L’armée ou la mort !
« L’armée ou la mort ! » C’est le credo de ces hommes cantonnés dans le camp de Lamentin. Ils affirment être prêts à se sacrifier pour le retour immédiat des Forces armées d’Haïti. Réagissant aux récentes déclarations du président de la République demandant que l’ordre et la paix publics soit garantis, Yves Jeudi, commandant de la troupe basée à Lamentin, promet de se plier au vœu du Président. « Je reconnais le président comme un homme conséquent et sérieux qui respecte la parole donnée. Il est le chef suprême de la nation, je respecte sa capacité. Dorénavant, on ne va plus remarquer la présence des militaires en uniforme dans les rues. »

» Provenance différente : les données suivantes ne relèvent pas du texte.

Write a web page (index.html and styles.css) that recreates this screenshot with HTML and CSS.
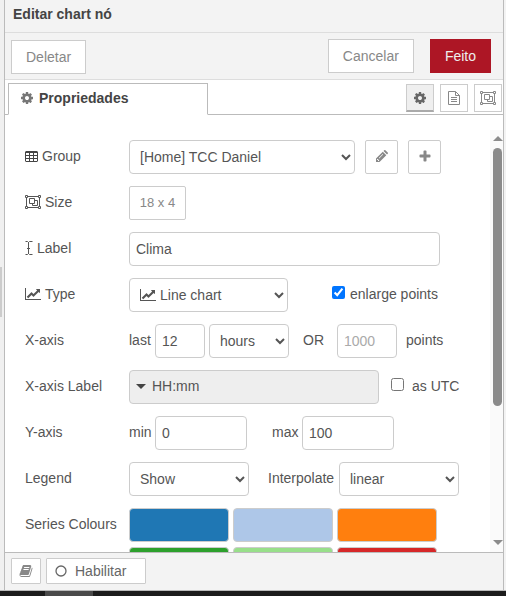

Pour ne pas entrer en contradiction avec le président de la République, les militaires ont pris la décision de rester dans leurs bases. Car, répète Yves Jeudi, ils ne voudraient pas que le président Martelly perde un iota de ses cinq ans. Monsieur Jeudi estime rendre un grand service au président de la République en donnant une formation militaire à des jeunes qui pourraient être utiles lorsque l’armée sera remobilisée. Car, informe-t-il, pour former 1 500 militaires pendant six mois, aujourd’hui il faut environ 9 milliards 300 millions de gourdes.
En ce qui a trait à leur armement, Yves jeudi s’es référé à l’accord de Carthagène paraphé par le président Jean-Bertrand Aristide le 15 mars 1995. Par cet accord, M. Aristide a réduit l’effectif de l’armée à seulement 1 500 hommes, dit-il. Les autres militaires ont été renvoyés chez eux avec des armes et munitions en leur possession. Façon dire que ce sont ces armes qu’ils utilisent aujourd’hui.